Mr Chliafchtein owns an £18 million apartment in Grosvenor Crescent, one of several in a converted building at 3-10. There was the usual set-up with a management company which covenanted in the lease to do various things, and each tenant covenanted to pay their share of the cost of those things through the service charge.

It seems that there came a time when the residents were unhappy at the high level of these service charges. The management company, in a sense, behaved in an exemplary manner – it sent round circulars informing the residents and seeking opinions, canvassed widely, and in the end decided to reduce the number of concierges that it employed, in accordance, it thought, with the majority opinion of the tenants.

Mr Chliafchtein was not happy. He went to court seeking an order that the management company change its decision. Sometimes his fishmonger was unable to deliver in time for lunch, he complained. And at other times there was no employee available to drive his car round to the front of the building for him.

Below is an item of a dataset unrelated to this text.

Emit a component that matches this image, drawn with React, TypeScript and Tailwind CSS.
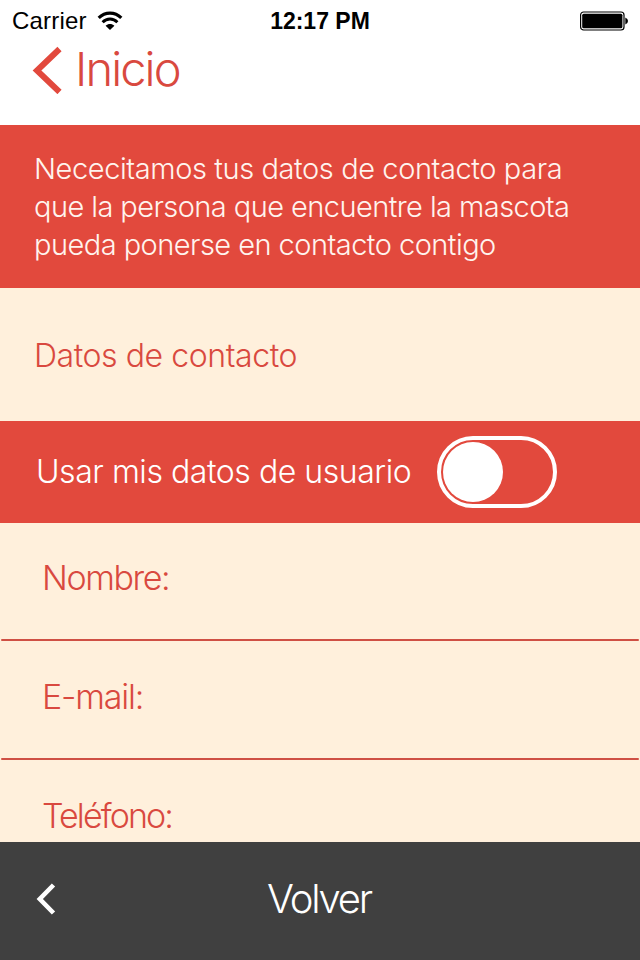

The press enjoyed all that, of course, but the fact is that Mr Chliafchtein won his case, although not before each side had spent £150,000 or so in legal costs.

And why? The simple fact was that the management company had covenanted to provide certain services – in particular to provide ‘Designated Parking Officers’ precisely in order to drive residents’ cars to and from the parking areas, and to provide a 24-hour concierge service. It’s true that service charges have to be reasonably incurred and reasonable in amount in order to be recoverable, but that doesn’t alter the fact that a party which has contracted to provide a service simply has to provide that service, and a party which has contracted to pay for it simply has to pay for it, and that’s all there is to it. It doesn’t matter whether some hypothetical reasonable person might think the service doesn’t need to be provided, or for that matter whether every other tenant of the block reasonably thinks the service isn’t necessary. If there is a covenant to provide it, then it has to be provided. If you will, it cannot be unreasonable to provide what you have covenanted to provide.

So, for management companies, the moral of this tale is the oldest one of all. Read the lease, and do what’s in it, and you won’t go wrong. It would be interesting to know who is going to foot the £300,000 bill the management company will be saddled with as a result of its failure to follow this simple precept.